Data listing:
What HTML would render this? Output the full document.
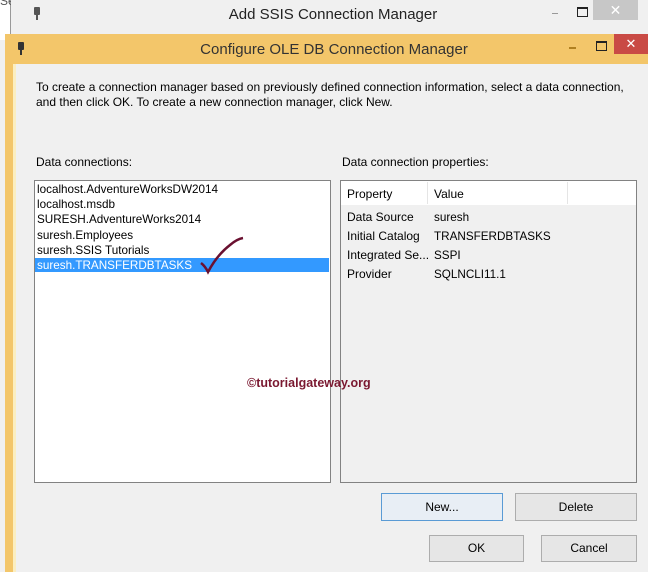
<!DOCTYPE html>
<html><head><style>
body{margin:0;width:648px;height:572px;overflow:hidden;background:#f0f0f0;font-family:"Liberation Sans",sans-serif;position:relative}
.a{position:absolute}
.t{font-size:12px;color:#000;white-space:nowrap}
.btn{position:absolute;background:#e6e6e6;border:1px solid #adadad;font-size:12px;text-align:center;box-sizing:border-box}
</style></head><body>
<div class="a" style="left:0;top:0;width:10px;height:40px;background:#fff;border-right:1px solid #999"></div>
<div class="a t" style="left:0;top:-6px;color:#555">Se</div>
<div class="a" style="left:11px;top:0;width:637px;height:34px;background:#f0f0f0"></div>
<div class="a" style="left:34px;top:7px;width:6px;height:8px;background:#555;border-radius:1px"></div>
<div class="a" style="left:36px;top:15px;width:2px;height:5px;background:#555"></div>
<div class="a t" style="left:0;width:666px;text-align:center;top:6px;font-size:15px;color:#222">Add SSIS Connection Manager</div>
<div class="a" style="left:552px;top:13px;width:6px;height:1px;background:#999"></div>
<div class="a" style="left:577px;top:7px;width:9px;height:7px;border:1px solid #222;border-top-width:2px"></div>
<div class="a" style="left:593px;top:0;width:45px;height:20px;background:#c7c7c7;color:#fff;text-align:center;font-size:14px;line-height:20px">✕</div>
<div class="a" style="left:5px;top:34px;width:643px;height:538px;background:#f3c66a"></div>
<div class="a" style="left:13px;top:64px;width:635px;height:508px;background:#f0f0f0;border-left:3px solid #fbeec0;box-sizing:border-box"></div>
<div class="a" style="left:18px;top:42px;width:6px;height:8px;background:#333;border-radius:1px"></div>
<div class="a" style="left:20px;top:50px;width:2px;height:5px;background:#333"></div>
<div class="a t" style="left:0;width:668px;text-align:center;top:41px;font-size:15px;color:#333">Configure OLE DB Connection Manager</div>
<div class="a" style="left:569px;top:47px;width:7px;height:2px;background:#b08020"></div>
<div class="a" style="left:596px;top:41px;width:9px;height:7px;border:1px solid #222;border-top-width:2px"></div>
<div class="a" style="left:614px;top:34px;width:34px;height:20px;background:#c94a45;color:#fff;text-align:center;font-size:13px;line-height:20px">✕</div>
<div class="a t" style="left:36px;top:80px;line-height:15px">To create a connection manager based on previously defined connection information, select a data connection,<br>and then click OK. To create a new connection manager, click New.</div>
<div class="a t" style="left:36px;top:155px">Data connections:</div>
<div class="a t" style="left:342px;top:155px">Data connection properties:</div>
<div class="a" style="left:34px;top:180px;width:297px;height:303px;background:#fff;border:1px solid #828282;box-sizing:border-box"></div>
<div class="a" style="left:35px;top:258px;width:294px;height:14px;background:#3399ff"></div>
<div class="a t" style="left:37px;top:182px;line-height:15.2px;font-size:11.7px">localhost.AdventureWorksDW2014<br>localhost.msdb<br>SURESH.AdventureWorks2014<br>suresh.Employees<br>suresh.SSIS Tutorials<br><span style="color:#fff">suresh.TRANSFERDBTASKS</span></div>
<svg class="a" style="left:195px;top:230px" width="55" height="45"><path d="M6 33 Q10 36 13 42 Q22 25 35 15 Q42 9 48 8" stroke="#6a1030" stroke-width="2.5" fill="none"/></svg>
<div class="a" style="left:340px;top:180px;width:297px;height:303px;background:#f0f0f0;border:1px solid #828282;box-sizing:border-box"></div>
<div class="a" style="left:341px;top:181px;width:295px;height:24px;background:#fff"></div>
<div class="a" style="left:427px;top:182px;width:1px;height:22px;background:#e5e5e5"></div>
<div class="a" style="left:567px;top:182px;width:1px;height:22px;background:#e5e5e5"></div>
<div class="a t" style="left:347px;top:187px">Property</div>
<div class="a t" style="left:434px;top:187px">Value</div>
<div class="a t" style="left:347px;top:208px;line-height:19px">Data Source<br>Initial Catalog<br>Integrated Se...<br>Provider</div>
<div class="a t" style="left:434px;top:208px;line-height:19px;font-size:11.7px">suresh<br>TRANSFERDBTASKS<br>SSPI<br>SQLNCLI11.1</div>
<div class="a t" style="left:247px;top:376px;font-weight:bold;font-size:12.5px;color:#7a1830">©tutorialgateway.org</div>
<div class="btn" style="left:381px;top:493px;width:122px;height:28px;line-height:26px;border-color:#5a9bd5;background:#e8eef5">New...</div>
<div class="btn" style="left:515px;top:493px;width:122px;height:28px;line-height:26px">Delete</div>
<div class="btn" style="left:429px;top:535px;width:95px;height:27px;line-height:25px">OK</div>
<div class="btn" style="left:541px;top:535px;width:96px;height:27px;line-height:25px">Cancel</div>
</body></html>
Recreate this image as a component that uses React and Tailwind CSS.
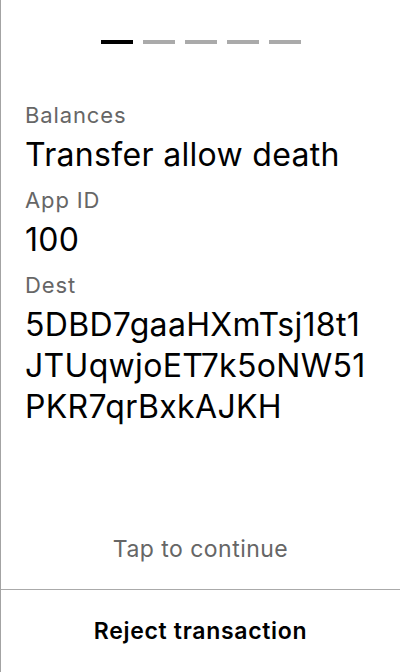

**What is being asked**.
Retype every entry verbatim and exclude the pictures from the copy.

**Solution**.
What HTML would render this? Output the full document.
<!DOCTYPE html>
<html><head><style>
body{margin:0;width:648px;height:572px;overflow:hidden;background:#f0f0f0;font-family:"Liberation Sans",sans-serif;position:relative}
.a{position:absolute}
.t{font-size:12px;color:#000;white-space:nowrap}
.btn{position:absolute;background:#e6e6e6;border:1px solid #adadad;font-size:12px;text-align:center;box-sizing:border-box}
</style></head><body>
<div class="a" style="left:0;top:0;width:10px;height:40px;background:#fff;border-right:1px solid #999"></div>
<div class="a t" style="left:0;top:-6px;color:#555">Se</div>
<div class="a" style="left:11px;top:0;width:637px;height:34px;background:#f0f0f0"></div>
<div class="a" style="left:34px;top:7px;width:6px;height:8px;background:#555;border-radius:1px"></div>
<div class="a" style="left:36px;top:15px;width:2px;height:5px;background:#555"></div>
<div class="a t" style="left:0;width:666px;text-align:center;top:6px;font-size:15px;color:#222">Add SSIS Connection Manager</div>
<div class="a" style="left:552px;top:13px;width:6px;height:1px;background:#999"></div>
<div class="a" style="left:577px;top:7px;width:9px;height:7px;border:1px solid #222;border-top-width:2px"></div>
<div class="a" style="left:593px;top:0;width:45px;height:20px;background:#c7c7c7;color:#fff;text-align:center;font-size:14px;line-height:20px">✕</div>
<div class="a" style="left:5px;top:34px;width:643px;height:538px;background:#f3c66a"></div>
<div class="a" style="left:13px;top:64px;width:635px;height:508px;background:#f0f0f0;border-left:3px solid #fbeec0;box-sizing:border-box"></div>
<div class="a" style="left:18px;top:42px;width:6px;height:8px;background:#333;border-radius:1px"></div>
<div class="a" style="left:20px;top:50px;width:2px;height:5px;background:#333"></div>
<div class="a t" style="left:0;width:668px;text-align:center;top:41px;font-size:15px;color:#333">Configure OLE DB Connection Manager</div>
<div class="a" style="left:569px;top:47px;width:7px;height:2px;background:#b08020"></div>
<div class="a" style="left:596px;top:41px;width:9px;height:7px;border:1px solid #222;border-top-width:2px"></div>
<div class="a" style="left:614px;top:34px;width:34px;height:20px;background:#c94a45;color:#fff;text-align:center;font-size:13px;line-height:20px">✕</div>
<div class="a t" style="left:36px;top:80px;line-height:15px">To create a connection manager based on previously defined connection information, select a data connection,<br>and then click OK. To create a new connection manager, click New.</div>
<div class="a t" style="left:36px;top:155px">Data connections:</div>
<div class="a t" style="left:342px;top:155px">Data connection properties:</div>
<div class="a" style="left:34px;top:180px;width:297px;height:303px;background:#fff;border:1px solid #828282;box-sizing:border-box"></div>
<div class="a" style="left:35px;top:258px;width:294px;height:14px;background:#3399ff"></div>
<div class="a t" style="left:37px;top:182px;line-height:15.2px;font-size:11.7px">localhost.AdventureWorksDW2014<br>localhost.msdb<br>SURESH.AdventureWorks2014<br>suresh.Employees<br>suresh.SSIS Tutorials<br><span style="color:#fff">suresh.TRANSFERDBTASKS</span></div>
<svg class="a" style="left:195px;top:230px" width="55" height="45"><path d="M6 33 Q10 36 13 42 Q22 25 35 15 Q42 9 48 8" stroke="#6a1030" stroke-width="2.5" fill="none"/></svg>
<div class="a" style="left:340px;top:180px;width:297px;height:303px;background:#f0f0f0;border:1px solid #828282;box-sizing:border-box"></div>
<div class="a" style="left:341px;top:181px;width:295px;height:24px;background:#fff"></div>
<div class="a" style="left:427px;top:182px;width:1px;height:22px;background:#e5e5e5"></div>
<div class="a" style="left:567px;top:182px;width:1px;height:22px;background:#e5e5e5"></div>
<div class="a t" style="left:347px;top:187px">Property</div>
<div class="a t" style="left:434px;top:187px">Value</div>
<div class="a t" style="left:347px;top:208px;line-height:19px">Data Source<br>Initial Catalog<br>Integrated Se...<br>Provider</div>
<div class="a t" style="left:434px;top:208px;line-height:19px;font-size:11.7px">suresh<br>TRANSFERDBTASKS<br>SSPI<br>SQLNCLI11.1</div>
<div class="a t" style="left:247px;top:376px;font-weight:bold;font-size:12.5px;color:#7a1830">©tutorialgateway.org</div>
<div class="btn" style="left:381px;top:493px;width:122px;height:28px;line-height:26px;border-color:#5a9bd5;background:#e8eef5">New...</div>
<div class="btn" style="left:515px;top:493px;width:122px;height:28px;line-height:26px">Delete</div>
<div class="btn" style="left:429px;top:535px;width:95px;height:27px;line-height:25px">OK</div>
<div class="btn" style="left:541px;top:535px;width:96px;height:27px;line-height:25px">Cancel</div>
</body></html>
Recreate this image as a component that uses React and Tailwind CSS.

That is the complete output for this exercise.